An early sign of Dry Macular Degeneration is the appearance of tiny yellow or white deposits of fatty protein (drusen) forming under the macula. In later stages, the macula may get thinner, causing it to stop working properly. Vision loss can be so gradual with Dry Macular Degeneration that many people aren’t even aware they have the condition until they have a noticeable problem with their vision, or it’s detected during an eye examination.

Wet Macular Degeneration is less common, occurring in about 10 percent of cases. occurs when blood vessels begin to grow underneath the macula abnormally. These vessels may leak blood or fluid, causing central vision to become blurred or distorted. Wet macular degeneration can cause damage to the macula more rapidly than the dry form, so vision loss may be faster and more noticeable.

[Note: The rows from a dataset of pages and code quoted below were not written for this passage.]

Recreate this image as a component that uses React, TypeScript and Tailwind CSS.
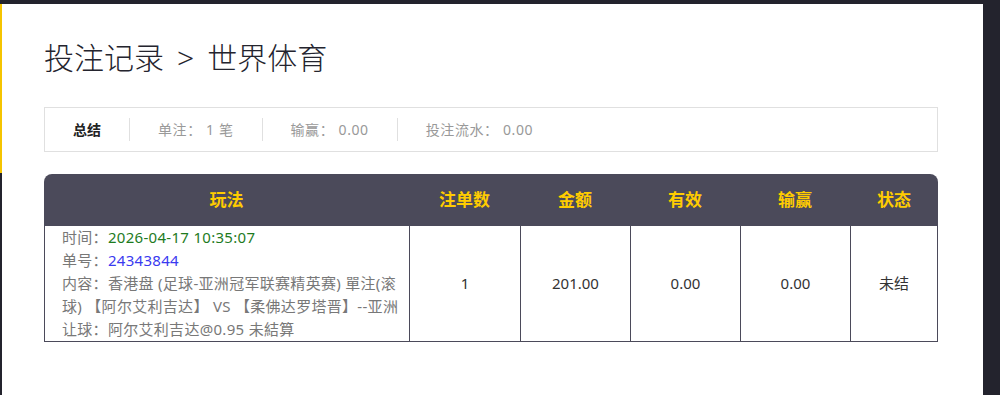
const font = {
  fontFamily: '"Noto Sans", "Noto Sans CJK SC", sans-serif',
};

const summary = [
  { label: "总结", strong: true },
  { label: "单注： 1 笔" },
  { label: "输赢： 0.00" },
  { label: "投注流水： 0.00" },
];

const cols = [
  { title: "玩法", w: "w-[365px]" },
  { title: "注单数", w: "w-[111px]" },
  { title: "金额", w: "w-[110px]" },
  { title: "有效", w: "w-[110px]" },
  { title: "输赢", w: "w-[110px]" },
  { title: "状态", w: "flex-1" },
];

export default function App() {
  return (
    <div
      className="flex h-[395px] bg-[#23232d] pt-[4px] pr-[17px] overflow-hidden"
      style={font}
    >
      {/* left accent */}
      <div className="w-[2px] shrink-0">
        <div className="h-[169px] bg-[#f5c400]" />
      </div>

      <div className="flex-1 bg-white pl-[42px] pr-[45px] pt-[31px]">
        <h1 className="flex text-[30px] leading-[45px] font-light text-[#24242e]">
          投注记录<span className="mx-[13px]">&gt;</span>世界体育
        </h1>

        {/* Summary */}
        <div className="mt-[27px] flex h-[45px] items-center border border-[#e0e0e0]">
          {summary.map((s, i) => (
            <div key={s.label} className="flex items-center">
              {i > 0 && <div className="h-[23px] w-px bg-[#e0e0e0]" />}
              <span
                className={
                  "whitespace-pre px-[28px] text-[14px] " +
                  (s.strong
                    ? "font-bold text-[#222]"
                    : "tracking-[0.6px] text-[#999]")
                }
              >
                {s.label}
              </span>
            </div>
          ))}
        </div>

        {/* Table */}
        <div className="mt-[22px]">
          <div className="flex h-[52px] items-center rounded-t-[8px] bg-[#4b4a5a]">
            {cols.map((c) => (
              <div
                key={c.title}
                className={c.w + " text-center text-[17px] font-bold text-[#ffcc00]"}
              >
                {c.title}
              </div>
            ))}
          </div>
          <div className="flex border-b border-l border-[#4b4a5a] text-[15px] text-[#333]">
            <div className="w-[365px] whitespace-nowrap border-r border-[#4b4a5a] pl-[17px] leading-[23px] tracking-[0.3px] text-[#787878]">
              <div>
                时间：<span className="text-[#1e7b1e]">2026-04-17 10:35:07</span>
              </div>
              <div>
                单号：<span className="text-[#3a3af0]">24343844</span>
              </div>
              <div>内容：香港盘 (足球-亚洲冠军联赛精英赛) 單注(滚</div>
              <div>球) 【阿尔艾利吉达】 VS 【柔佛达罗塔晋】--亚洲</div>
              <div>让球：阿尔艾利吉达@0.95 未結算</div>
            </div>
            <div className="flex w-[111px] items-center justify-center border-r border-[#4b4a5a]">
              1
            </div>
            <div className="flex w-[110px] items-center justify-center border-r border-[#4b4a5a]">
              201.00
            </div>
            <div className="flex w-[110px] items-center justify-center border-r border-[#4b4a5a]">
              0.00
            </div>
            <div className="flex w-[110px] items-center justify-center border-r border-[#4b4a5a]">
              0.00
            </div>
            <div className="flex flex-1 items-center justify-center border-r border-[#4b4a5a]">
              未结
            </div>
          </div>
        </div>
      </div>
    </div>
  );
}
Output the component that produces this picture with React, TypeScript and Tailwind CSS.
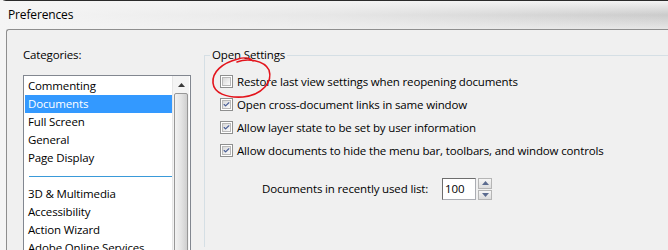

How Common Is Macular Degeneration?

A large study determined the risk of getting Macular Degeneration in your 50’s is about 2 percent, but nearly 30 percent after you reach 75. About 1 in 3 Caucasians have environmentally-induced genetic changes that put them at greater risk of developing Macular Degeneration.

Risk factors include:

  • Heredity
  • Inflammation
  • Smoking
  • High Blood Pressure
  • Abnormal cholesterol levels
  • obesity

How Is Macular Degeneration Treated?

There’s no scientifically proven treatment for Dry Macular Degeneration, but a large study has shown that a good antioxidant diet, vitamins and zinc may slow its progression.

Another study showed that people at high risk for developing Wet Macular Degeneration could lower the risk of it progressing to advanced stages by 25 percent or more by taking dietary supplements.

Vitamin supplements are not a cure, and the can’t restore vision that’s already been lost, but taken properly, they may be able to help some high-risk people maintain their vision.

Can Macular Degeneration Cause Other Problems?

When loss of vision does occur, it usually happens in one eye first. It may or may not affect the other eye later.

By itself, macular degeneration almost never causes total blindness, even if it’s left untreated. People with macular degeneration (even more advanced cases) usually continue to have useful peripheral vision. With treatment, and sometimes without, macular degeneration can have a minimal effect on vision.